▼

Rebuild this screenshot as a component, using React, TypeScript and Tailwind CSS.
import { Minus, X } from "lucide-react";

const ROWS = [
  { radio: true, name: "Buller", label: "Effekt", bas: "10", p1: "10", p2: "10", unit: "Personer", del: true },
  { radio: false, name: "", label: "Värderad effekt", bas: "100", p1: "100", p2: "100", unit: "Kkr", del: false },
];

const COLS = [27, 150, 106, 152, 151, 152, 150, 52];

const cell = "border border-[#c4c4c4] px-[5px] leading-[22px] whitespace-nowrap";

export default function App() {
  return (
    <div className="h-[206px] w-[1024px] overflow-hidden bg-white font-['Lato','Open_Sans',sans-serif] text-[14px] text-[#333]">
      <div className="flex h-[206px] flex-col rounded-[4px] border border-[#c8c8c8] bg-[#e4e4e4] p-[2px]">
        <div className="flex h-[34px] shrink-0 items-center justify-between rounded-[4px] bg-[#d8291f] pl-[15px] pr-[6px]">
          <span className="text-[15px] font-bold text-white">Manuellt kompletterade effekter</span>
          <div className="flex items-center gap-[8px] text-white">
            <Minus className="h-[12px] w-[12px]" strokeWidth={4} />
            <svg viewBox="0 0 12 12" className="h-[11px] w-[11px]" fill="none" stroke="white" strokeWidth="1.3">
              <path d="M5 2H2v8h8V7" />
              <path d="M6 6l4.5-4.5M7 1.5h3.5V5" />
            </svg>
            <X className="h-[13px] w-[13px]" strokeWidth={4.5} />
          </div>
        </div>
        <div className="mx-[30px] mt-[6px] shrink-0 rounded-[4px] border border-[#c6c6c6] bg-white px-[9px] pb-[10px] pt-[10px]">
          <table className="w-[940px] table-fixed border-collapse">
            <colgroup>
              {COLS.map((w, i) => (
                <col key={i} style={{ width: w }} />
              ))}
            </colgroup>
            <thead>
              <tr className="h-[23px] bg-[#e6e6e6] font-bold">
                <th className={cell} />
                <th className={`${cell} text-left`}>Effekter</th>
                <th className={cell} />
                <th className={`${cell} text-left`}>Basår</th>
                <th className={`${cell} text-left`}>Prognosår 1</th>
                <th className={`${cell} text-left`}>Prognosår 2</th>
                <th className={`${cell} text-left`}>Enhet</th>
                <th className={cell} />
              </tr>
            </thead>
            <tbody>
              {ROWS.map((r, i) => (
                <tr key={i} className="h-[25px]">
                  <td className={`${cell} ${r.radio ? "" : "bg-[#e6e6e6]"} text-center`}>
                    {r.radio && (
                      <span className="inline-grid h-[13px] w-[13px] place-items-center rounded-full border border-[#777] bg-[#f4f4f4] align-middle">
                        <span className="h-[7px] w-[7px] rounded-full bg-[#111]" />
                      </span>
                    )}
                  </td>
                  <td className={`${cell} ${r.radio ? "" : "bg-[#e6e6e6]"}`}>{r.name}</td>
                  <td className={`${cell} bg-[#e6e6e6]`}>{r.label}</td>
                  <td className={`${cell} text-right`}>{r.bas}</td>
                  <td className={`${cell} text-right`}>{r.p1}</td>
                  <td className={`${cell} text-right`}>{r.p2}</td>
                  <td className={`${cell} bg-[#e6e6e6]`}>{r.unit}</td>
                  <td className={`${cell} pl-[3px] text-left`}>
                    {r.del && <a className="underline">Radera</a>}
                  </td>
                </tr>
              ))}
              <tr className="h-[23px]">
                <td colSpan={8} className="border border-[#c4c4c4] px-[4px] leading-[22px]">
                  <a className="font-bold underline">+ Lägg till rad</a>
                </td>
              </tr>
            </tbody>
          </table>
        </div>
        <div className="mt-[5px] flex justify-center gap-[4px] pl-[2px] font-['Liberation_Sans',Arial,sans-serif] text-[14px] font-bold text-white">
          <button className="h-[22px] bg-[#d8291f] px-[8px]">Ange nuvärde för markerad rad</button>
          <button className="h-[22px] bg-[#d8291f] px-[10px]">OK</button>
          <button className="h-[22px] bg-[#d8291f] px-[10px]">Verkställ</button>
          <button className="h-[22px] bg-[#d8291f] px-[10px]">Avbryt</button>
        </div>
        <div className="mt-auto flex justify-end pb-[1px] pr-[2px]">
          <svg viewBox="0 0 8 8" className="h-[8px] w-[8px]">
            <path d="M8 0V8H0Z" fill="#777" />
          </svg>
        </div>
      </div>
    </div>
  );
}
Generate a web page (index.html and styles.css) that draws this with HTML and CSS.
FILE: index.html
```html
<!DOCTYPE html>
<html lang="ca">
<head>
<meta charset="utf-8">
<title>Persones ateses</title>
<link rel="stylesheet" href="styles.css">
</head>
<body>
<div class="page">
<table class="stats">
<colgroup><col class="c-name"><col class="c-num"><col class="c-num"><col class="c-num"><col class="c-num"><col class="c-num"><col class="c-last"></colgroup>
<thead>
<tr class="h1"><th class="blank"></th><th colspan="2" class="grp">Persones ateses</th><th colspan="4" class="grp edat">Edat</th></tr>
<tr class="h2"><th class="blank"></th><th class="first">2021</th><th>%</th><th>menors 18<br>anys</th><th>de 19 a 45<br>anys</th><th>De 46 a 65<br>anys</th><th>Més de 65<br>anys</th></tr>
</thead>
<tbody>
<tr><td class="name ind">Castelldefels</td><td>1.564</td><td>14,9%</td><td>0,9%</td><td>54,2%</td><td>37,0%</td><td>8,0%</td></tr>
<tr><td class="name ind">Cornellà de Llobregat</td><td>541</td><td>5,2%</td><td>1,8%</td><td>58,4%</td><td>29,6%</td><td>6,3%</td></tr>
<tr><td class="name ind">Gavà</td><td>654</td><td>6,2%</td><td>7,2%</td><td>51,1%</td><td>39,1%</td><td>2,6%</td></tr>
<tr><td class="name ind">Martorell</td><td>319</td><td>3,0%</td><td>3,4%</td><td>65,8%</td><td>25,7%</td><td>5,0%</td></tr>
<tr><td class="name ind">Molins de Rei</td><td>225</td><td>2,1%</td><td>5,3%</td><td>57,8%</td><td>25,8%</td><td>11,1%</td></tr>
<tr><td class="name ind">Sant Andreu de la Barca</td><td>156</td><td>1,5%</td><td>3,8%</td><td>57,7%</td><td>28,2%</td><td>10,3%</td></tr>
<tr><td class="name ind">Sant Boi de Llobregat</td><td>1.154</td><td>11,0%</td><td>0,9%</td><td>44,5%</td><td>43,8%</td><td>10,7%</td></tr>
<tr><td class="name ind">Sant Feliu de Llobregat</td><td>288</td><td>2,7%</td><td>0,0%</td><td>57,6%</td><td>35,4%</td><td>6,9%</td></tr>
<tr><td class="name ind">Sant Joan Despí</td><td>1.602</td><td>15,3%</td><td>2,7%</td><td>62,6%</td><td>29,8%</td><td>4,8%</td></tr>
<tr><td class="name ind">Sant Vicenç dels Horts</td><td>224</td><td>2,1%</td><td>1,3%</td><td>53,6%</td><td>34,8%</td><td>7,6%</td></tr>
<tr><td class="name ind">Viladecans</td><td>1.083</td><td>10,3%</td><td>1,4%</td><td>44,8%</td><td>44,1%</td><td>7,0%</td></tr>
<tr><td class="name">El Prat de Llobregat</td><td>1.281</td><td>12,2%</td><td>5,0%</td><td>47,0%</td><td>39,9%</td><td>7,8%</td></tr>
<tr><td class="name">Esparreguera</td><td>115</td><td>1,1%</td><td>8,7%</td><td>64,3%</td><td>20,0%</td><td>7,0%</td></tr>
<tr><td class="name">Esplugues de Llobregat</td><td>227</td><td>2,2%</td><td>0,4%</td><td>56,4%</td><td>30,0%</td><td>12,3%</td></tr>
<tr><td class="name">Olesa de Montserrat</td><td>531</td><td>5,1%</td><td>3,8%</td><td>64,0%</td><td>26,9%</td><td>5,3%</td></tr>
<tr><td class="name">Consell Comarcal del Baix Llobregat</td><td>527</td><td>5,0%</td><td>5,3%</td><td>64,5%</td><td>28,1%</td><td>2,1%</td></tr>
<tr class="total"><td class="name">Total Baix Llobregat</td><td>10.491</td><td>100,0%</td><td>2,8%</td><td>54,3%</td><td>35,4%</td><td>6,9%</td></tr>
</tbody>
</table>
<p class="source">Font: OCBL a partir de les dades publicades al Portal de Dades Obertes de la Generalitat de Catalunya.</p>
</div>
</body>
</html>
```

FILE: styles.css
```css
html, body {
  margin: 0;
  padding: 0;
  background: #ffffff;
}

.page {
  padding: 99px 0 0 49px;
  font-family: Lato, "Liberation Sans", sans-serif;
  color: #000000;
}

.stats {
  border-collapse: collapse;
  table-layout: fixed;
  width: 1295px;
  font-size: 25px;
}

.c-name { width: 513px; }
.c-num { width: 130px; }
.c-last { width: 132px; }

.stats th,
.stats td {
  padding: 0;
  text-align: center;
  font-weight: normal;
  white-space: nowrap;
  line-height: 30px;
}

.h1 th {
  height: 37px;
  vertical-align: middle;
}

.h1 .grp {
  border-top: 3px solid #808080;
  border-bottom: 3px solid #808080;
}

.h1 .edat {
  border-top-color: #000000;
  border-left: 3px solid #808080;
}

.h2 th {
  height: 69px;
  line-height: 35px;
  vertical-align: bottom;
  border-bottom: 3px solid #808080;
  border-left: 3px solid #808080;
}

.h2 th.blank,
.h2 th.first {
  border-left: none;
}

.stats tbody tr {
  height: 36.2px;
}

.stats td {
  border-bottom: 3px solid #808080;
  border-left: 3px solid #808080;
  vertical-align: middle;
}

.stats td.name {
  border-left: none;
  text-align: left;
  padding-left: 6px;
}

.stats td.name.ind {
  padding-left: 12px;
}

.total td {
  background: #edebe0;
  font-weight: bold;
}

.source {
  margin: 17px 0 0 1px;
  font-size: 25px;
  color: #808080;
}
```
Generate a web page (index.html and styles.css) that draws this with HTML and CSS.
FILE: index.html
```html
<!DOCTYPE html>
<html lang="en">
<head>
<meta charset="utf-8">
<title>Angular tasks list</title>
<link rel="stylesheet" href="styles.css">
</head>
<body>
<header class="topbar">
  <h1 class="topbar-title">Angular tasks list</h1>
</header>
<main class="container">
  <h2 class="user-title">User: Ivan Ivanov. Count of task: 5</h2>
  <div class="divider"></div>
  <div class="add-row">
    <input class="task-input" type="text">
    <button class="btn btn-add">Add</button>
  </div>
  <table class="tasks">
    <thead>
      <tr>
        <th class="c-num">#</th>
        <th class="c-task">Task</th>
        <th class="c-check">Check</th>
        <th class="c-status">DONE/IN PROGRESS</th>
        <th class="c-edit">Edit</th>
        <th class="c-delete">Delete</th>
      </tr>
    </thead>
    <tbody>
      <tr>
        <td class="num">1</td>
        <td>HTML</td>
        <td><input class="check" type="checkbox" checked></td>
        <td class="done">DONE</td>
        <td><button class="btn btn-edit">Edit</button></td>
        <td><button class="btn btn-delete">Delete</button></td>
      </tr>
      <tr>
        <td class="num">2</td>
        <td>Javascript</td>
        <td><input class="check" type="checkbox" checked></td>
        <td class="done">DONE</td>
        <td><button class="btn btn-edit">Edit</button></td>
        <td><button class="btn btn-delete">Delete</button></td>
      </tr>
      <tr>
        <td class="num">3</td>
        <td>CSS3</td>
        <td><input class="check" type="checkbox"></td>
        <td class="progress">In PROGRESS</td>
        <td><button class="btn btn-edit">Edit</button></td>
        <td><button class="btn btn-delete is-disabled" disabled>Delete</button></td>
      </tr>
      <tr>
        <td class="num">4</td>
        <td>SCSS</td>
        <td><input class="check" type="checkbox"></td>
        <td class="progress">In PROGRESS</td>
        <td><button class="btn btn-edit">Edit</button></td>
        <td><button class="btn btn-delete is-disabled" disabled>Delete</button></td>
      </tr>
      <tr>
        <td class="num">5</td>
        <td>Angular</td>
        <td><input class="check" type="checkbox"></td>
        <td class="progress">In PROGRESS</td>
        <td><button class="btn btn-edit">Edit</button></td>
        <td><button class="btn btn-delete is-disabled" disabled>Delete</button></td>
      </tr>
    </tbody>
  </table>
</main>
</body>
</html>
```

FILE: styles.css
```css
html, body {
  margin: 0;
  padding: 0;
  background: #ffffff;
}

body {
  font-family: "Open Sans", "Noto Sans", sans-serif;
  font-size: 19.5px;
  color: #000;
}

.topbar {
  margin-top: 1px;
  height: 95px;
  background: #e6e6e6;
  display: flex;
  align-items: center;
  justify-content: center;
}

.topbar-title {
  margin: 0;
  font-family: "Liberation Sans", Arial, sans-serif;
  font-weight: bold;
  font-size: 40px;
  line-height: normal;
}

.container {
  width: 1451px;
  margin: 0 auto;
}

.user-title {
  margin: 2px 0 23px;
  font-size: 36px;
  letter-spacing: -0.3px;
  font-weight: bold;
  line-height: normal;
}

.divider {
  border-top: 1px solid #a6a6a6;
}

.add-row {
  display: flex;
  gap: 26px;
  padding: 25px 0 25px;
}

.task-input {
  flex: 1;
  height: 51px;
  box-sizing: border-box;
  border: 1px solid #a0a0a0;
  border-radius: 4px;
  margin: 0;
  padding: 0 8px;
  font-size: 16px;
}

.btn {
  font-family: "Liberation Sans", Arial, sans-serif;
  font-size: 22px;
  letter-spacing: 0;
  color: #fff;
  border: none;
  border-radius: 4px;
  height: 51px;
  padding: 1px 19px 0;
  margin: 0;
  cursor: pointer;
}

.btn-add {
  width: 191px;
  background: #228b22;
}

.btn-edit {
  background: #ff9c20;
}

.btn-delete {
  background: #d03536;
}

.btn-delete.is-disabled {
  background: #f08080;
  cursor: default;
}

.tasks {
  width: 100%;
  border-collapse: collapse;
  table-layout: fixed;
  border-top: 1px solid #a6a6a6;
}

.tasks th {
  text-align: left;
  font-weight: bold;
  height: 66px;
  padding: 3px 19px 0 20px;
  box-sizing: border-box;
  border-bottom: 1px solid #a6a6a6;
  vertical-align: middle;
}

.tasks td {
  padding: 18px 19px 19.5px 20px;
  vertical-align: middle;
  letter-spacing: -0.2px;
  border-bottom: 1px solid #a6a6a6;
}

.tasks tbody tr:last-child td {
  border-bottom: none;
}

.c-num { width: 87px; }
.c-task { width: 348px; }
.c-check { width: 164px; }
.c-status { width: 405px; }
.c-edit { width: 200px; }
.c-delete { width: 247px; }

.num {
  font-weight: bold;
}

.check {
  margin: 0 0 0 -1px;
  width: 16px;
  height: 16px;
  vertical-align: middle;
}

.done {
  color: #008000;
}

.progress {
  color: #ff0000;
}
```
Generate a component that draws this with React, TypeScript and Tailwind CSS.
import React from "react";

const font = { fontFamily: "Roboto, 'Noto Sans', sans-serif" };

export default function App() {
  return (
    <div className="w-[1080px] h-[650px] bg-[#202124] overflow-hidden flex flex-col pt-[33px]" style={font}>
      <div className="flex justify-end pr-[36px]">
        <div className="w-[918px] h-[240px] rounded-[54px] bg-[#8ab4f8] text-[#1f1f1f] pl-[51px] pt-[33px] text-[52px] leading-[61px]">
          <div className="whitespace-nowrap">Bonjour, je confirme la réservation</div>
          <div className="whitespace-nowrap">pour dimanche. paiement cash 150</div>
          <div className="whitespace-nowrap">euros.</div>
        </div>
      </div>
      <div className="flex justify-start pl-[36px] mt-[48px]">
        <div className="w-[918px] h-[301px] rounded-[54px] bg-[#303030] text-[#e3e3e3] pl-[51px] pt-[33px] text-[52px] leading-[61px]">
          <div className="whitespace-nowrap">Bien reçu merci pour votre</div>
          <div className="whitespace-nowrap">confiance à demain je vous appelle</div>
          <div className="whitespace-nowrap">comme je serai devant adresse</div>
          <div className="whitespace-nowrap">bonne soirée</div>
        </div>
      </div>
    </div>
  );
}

▲

• _What the exercise asks_
Exactly as they appear, please write out the lines from the opening of the listing above down to the line containing "border-[#c4c4c4] px-[5px] leading-[22px]", with both end lines included.

• _Output of the exercise_
Rebuild this screenshot as a component, using React, TypeScript and Tailwind CSS.
import { Minus, X } from "lucide-react";

const ROWS = [
  { radio: true, name: "Buller", label: "Effekt", bas: "10", p1: "10", p2: "10", unit: "Personer", del: true },
  { radio: false, name: "", label: "Värderad effekt", bas: "100", p1: "100", p2: "100", unit: "Kkr", del: false },
];

const COLS = [27, 150, 106, 152, 151, 152, 150, 52];

const cell = "border border-[#c4c4c4] px-[5px] leading-[22px] whitespace-nowrap";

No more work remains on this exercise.